Task details. Make an exact copy of the data below, leaving out every picture.

:::

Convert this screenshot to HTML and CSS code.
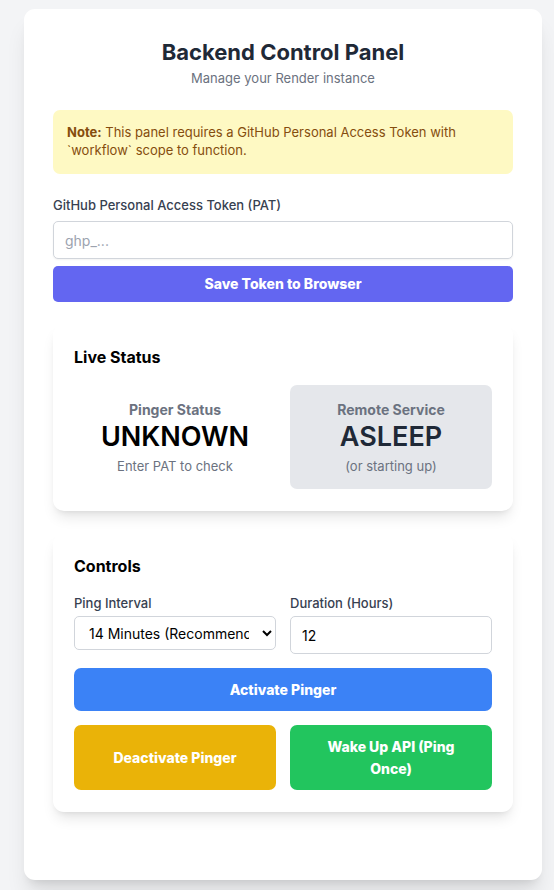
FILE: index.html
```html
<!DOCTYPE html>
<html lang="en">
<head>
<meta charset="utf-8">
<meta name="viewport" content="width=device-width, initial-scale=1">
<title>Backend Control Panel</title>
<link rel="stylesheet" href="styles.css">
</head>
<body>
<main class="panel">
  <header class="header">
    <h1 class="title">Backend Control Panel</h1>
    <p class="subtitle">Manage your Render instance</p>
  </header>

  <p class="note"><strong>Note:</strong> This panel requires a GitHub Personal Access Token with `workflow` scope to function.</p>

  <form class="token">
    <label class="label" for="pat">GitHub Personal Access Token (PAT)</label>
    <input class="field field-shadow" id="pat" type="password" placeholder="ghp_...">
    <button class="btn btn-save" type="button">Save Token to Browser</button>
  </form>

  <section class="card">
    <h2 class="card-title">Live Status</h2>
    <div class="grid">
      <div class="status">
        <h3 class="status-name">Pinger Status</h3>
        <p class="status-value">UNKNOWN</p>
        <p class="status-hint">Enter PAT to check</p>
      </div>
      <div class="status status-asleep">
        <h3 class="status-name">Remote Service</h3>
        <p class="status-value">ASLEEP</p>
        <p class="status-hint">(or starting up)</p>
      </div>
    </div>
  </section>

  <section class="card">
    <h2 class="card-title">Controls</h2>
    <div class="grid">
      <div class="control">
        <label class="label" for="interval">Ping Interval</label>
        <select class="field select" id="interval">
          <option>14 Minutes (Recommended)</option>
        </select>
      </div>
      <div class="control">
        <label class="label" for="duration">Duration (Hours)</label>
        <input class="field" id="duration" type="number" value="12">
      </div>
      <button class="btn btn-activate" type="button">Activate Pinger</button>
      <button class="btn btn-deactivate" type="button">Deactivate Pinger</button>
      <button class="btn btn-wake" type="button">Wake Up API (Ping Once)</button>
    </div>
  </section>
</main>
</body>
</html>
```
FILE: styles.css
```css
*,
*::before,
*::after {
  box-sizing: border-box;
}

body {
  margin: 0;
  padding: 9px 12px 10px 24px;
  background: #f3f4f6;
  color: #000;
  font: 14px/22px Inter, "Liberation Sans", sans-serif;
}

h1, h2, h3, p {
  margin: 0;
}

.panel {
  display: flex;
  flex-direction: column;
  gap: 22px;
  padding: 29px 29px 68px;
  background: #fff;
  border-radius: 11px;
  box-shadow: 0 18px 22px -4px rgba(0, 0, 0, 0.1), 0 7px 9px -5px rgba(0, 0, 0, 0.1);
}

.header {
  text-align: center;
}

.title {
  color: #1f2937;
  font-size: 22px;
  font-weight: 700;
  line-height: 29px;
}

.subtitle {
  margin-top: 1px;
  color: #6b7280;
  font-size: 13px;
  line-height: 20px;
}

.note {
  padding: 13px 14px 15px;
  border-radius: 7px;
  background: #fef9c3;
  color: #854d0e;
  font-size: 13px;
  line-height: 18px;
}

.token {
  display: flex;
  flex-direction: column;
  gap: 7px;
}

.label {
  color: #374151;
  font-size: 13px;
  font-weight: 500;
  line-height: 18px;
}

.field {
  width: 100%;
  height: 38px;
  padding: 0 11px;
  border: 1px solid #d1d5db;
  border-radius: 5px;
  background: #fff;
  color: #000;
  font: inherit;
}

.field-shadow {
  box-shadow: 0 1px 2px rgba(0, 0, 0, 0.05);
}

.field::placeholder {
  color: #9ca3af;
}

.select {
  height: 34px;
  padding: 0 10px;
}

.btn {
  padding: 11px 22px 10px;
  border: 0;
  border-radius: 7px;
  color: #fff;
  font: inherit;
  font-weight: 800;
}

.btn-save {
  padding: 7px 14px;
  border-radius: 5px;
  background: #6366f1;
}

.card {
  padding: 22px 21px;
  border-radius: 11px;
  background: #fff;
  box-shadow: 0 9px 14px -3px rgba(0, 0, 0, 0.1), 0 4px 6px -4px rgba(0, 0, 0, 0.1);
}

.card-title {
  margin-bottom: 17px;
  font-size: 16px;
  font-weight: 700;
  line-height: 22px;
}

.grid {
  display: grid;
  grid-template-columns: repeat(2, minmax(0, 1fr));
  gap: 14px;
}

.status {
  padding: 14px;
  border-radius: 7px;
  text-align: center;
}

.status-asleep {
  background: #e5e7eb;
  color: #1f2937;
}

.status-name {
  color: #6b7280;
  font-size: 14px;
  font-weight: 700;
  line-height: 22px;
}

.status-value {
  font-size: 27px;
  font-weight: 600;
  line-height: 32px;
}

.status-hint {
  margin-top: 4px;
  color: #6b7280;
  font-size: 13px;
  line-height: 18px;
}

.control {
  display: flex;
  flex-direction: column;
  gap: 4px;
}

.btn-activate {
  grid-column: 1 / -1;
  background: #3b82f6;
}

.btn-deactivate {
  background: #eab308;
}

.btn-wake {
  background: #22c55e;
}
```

:::

Result below.
Convert this screenshot to HTML and CSS code.
FILE: index.html
```html
<!DOCTYPE html>
<html lang="en">
<head>
<meta charset="utf-8">
<meta name="viewport" content="width=device-width, initial-scale=1">
<title>Backend Control Panel</title>
<link rel="stylesheet" href="styles.css">
</head>
<body>
<main class="panel">
  <header class="header">
    <h1 class="title">Backend Control Panel</h1>
    <p class="subtitle">Manage your Render instance</p>
  </header>

  <p class="note"><strong>Note:</strong> This panel requires a GitHub Personal Access Token with `workflow` scope to function.</p>

  <form class="token">
    <label class="label" for="pat">GitHub Personal Access Token (PAT)</label>
    <input class="field field-shadow" id="pat" type="password" placeholder="ghp_...">
    <button class="btn btn-save" type="button">Save Token to Browser</button>
  </form>

  <section class="card">
    <h2 class="card-title">Live Status</h2>
    <div class="grid">
      <div class="status">
        <h3 class="status-name">Pinger Status</h3>
        <p class="status-value">UNKNOWN</p>
        <p class="status-hint">Enter PAT to check</p>
      </div>
      <div class="status status-asleep">
        <h3 class="status-name">Remote Service</h3>
        <p class="status-value">ASLEEP</p>
        <p class="status-hint">(or starting up)</p>
      </div>
    </div>
  </section>

  <section class="card">
    <h2 class="card-title">Controls</h2>
    <div class="grid">
      <div class="control">
        <label class="label" for="interval">Ping Interval</label>
        <select class="field select" id="interval">
          <option>14 Minutes (Recommended)</option>
        </select>
      </div>
      <div class="control">
        <label class="label" for="duration">Duration (Hours)</label>
        <input class="field" id="duration" type="number" value="12">
      </div>
      <button class="btn btn-activate" type="button">Activate Pinger</button>
      <button class="btn btn-deactivate" type="button">Deactivate Pinger</button>
      <button class="btn btn-wake" type="button">Wake Up API (Ping Once)</button>
    </div>
  </section>
</main>
</body>
</html>
```
FILE: styles.css
```css
*,
*::before,
*::after {
  box-sizing: border-box;
}

body {
  margin: 0;
  padding: 9px 12px 10px 24px;
  background: #f3f4f6;
  color: #000;
  font: 14px/22px Inter, "Liberation Sans", sans-serif;
}

h1, h2, h3, p {
  margin: 0;
}

.panel {
  display: flex;
  flex-direction: column;
  gap: 22px;
  padding: 29px 29px 68px;
  background: #fff;
  border-radius: 11px;
  box-shadow: 0 18px 22px -4px rgba(0, 0, 0, 0.1), 0 7px 9px -5px rgba(0, 0, 0, 0.1);
}

.header {
  text-align: center;
}

.title {
  color: #1f2937;
  font-size: 22px;
  font-weight: 700;
  line-height: 29px;
}

.subtitle {
  margin-top: 1px;
  color: #6b7280;
  font-size: 13px;
  line-height: 20px;
}

.note {
  padding: 13px 14px 15px;
  border-radius: 7px;
  background: #fef9c3;
  color: #854d0e;
  font-size: 13px;
  line-height: 18px;
}

.token {
  display: flex;
  flex-direction: column;
  gap: 7px;
}

.label {
  color: #374151;
  font-size: 13px;
  font-weight: 500;
  line-height: 18px;
}

.field {
  width: 100%;
  height: 38px;
  padding: 0 11px;
  border: 1px solid #d1d5db;
  border-radius: 5px;
  background: #fff;
  color: #000;
  font: inherit;
}

.field-shadow {
  box-shadow: 0 1px 2px rgba(0, 0, 0, 0.05);
}

.field::placeholder {
  color: #9ca3af;
}

.select {
  height: 34px;
  padding: 0 10px;
}

.btn {
  padding: 11px 22px 10px;
  border: 0;
  border-radius: 7px;
  color: #fff;
  font: inherit;
  font-weight: 800;
}

.btn-save {
  padding: 7px 14px;
  border-radius: 5px;
  background: #6366f1;
}

.card {
  padding: 22px 21px;
  border-radius: 11px;
  background: #fff;
  box-shadow: 0 9px 14px -3px rgba(0, 0, 0, 0.1), 0 4px 6px -4px rgba(0, 0, 0, 0.1);
}

.card-title {
  margin-bottom: 17px;
  font-size: 16px;
  font-weight: 700;
  line-height: 22px;
}

.grid {
  display: grid;
  grid-template-columns: repeat(2, minmax(0, 1fr));
  gap: 14px;
}

.status {
  padding: 14px;
  border-radius: 7px;
  text-align: center;
}

.status-asleep {
  background: #e5e7eb;
  color: #1f2937;
}

.status-name {
  color: #6b7280;
  font-size: 14px;
  font-weight: 700;
  line-height: 22px;
}

.status-value {
  font-size: 27px;
  font-weight: 600;
  line-height: 32px;
}

.status-hint {
  margin-top: 4px;
  color: #6b7280;
  font-size: 13px;
  line-height: 18px;
}

.control {
  display: flex;
  flex-direction: column;
  gap: 4px;
}

.btn-activate {
  grid-column: 1 / -1;
  background: #3b82f6;
}

.btn-deactivate {
  background: #eab308;
}

.btn-wake {
  background: #22c55e;
}
```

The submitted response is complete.